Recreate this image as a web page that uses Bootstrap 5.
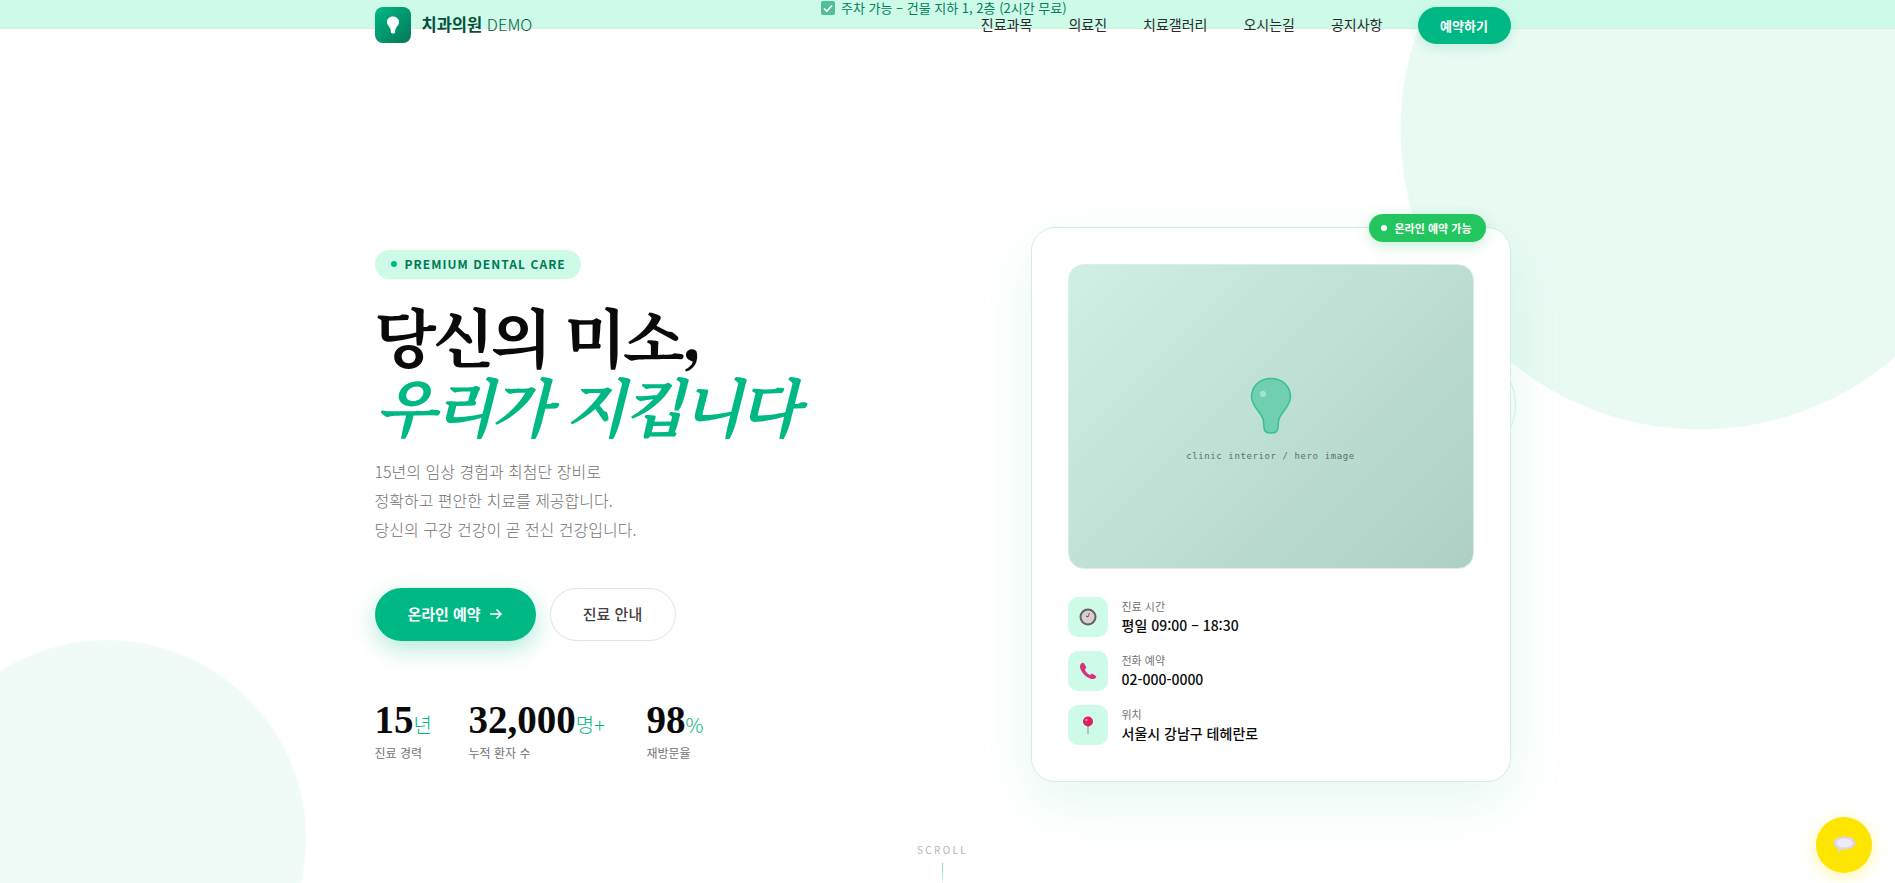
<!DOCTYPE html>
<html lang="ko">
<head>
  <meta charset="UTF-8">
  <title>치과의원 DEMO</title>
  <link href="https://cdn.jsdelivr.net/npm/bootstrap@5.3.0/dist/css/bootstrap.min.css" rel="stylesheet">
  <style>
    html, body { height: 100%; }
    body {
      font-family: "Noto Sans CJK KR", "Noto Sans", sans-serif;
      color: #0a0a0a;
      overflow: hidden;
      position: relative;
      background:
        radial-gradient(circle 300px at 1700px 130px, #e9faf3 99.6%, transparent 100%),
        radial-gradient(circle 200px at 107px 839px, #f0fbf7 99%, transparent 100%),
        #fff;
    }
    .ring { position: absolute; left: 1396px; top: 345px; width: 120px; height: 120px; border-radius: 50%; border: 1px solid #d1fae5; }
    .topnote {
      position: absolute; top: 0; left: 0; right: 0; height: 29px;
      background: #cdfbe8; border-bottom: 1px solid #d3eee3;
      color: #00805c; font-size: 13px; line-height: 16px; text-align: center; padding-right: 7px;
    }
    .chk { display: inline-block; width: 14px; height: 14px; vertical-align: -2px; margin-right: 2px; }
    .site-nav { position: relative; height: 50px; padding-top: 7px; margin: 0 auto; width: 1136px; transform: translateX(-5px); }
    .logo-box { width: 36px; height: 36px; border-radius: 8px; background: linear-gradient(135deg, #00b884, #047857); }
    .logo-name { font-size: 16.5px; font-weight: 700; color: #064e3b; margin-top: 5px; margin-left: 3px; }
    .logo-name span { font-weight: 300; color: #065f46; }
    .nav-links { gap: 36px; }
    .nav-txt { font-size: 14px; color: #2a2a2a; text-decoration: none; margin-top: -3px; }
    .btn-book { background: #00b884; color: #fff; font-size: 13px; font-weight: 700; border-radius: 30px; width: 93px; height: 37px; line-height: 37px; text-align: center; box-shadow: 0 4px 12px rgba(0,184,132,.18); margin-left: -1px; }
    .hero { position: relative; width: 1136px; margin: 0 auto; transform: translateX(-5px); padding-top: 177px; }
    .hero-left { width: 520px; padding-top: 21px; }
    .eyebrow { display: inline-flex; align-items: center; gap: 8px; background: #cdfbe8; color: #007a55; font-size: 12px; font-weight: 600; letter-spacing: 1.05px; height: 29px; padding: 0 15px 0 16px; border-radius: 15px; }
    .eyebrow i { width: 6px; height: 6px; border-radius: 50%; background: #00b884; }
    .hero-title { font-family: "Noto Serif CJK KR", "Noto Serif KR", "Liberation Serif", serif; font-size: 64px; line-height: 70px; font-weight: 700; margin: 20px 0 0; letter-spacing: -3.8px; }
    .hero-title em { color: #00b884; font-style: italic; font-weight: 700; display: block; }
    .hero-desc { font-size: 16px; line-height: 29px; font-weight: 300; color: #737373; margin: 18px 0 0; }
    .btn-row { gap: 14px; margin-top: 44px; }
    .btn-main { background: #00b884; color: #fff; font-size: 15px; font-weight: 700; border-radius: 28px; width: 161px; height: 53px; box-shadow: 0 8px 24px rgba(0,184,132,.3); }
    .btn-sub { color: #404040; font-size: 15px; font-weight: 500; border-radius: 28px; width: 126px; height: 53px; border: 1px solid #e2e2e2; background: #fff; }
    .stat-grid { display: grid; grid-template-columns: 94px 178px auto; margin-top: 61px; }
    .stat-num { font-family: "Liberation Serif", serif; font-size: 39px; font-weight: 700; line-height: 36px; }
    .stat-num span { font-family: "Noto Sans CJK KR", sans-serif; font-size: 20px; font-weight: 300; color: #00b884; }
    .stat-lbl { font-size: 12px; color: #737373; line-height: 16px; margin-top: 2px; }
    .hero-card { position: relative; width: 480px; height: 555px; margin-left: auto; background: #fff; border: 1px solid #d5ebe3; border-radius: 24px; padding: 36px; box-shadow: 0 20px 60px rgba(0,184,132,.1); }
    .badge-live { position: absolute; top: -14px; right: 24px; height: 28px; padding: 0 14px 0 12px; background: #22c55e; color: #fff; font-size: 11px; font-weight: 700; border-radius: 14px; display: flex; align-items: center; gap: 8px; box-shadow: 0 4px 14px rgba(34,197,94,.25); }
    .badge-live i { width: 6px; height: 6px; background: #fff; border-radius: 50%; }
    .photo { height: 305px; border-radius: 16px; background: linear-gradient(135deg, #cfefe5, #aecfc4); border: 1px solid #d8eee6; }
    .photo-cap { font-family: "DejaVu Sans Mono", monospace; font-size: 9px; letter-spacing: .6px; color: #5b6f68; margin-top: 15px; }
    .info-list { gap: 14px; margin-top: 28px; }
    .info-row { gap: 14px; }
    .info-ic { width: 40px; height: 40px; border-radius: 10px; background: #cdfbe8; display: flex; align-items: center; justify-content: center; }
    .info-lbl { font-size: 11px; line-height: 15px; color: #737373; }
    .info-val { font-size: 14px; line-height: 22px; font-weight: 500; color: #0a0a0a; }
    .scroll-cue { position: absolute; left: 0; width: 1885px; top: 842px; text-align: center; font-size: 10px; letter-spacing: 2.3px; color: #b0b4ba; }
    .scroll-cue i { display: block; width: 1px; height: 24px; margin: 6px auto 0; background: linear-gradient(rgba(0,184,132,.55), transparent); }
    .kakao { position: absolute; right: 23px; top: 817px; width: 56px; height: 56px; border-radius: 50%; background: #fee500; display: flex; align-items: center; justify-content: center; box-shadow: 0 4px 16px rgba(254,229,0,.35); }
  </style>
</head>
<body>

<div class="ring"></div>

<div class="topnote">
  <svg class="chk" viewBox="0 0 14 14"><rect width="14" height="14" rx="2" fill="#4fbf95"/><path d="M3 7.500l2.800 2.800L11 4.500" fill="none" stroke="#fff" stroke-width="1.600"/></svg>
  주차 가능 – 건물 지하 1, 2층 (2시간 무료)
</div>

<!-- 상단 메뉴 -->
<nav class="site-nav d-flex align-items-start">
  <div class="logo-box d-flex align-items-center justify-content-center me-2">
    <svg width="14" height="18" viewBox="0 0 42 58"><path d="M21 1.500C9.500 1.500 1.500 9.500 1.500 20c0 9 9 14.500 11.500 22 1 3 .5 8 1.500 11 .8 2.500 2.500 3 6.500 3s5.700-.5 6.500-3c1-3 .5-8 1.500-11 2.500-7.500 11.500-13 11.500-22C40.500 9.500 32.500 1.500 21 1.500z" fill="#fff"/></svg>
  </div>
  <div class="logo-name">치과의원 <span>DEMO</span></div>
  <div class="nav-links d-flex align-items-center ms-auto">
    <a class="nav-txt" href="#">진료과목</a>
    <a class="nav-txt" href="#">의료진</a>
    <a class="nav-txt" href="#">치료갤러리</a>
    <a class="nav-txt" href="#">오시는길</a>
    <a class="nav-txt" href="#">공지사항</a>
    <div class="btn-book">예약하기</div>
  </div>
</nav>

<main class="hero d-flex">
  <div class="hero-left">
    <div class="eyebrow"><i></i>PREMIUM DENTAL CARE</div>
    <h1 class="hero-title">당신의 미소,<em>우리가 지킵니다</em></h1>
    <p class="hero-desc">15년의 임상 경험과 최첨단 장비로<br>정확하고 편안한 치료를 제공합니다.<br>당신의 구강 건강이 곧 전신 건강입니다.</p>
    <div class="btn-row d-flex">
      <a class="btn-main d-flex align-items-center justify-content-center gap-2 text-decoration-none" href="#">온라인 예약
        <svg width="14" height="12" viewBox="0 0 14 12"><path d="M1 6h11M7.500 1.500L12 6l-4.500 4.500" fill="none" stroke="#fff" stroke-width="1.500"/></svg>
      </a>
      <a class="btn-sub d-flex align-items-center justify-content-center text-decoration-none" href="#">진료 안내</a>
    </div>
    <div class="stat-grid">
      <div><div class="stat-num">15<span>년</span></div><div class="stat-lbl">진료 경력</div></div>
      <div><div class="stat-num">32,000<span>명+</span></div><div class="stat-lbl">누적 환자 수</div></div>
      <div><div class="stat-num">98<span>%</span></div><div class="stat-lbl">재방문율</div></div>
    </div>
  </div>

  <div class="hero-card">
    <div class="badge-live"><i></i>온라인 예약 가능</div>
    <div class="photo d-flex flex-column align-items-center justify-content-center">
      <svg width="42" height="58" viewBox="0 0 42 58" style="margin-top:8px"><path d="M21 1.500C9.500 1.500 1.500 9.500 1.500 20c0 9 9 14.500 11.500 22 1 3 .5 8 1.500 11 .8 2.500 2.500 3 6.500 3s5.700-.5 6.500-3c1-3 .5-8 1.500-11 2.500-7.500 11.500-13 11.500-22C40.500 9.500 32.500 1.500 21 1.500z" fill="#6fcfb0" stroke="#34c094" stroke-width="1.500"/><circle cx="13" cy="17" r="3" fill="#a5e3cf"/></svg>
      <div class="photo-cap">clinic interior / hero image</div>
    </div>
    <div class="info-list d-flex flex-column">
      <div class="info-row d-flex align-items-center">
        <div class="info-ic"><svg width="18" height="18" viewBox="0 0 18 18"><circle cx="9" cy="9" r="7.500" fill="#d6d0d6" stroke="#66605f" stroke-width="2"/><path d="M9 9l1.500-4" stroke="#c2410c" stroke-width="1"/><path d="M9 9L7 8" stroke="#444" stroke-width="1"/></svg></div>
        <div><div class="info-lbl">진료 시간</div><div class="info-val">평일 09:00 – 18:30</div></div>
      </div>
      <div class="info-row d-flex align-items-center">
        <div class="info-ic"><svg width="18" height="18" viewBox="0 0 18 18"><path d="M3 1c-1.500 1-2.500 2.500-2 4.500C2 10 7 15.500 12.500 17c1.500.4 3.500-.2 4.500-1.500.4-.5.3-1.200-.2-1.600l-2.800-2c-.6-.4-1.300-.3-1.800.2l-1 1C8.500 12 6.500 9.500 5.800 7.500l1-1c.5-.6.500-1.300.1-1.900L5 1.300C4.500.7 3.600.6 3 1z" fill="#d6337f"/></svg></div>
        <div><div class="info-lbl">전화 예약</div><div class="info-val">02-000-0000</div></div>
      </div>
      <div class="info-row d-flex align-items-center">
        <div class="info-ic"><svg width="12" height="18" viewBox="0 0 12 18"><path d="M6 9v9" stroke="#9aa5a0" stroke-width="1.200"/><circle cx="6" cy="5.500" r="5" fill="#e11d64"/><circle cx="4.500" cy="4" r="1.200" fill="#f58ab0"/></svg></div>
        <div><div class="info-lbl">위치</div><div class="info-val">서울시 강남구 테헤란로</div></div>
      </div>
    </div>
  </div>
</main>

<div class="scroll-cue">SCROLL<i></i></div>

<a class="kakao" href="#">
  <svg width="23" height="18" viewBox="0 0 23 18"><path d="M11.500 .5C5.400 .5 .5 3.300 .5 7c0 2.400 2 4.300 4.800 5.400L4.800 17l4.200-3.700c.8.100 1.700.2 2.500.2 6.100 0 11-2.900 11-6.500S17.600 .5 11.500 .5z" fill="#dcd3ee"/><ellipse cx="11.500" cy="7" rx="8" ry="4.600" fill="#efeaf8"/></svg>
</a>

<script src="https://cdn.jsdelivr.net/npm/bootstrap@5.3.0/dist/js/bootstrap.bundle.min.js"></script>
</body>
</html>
========
■ **INSTRUCTIONS TO FOLLOW**
Which lines hold the string "image"? Copy all of them from the data above.

■ **SOLUTION TO THE PROBLEM**
Recreate this image as a web page that uses Bootstrap 5.
      <div class="photo-cap">clinic interior / hero image</div>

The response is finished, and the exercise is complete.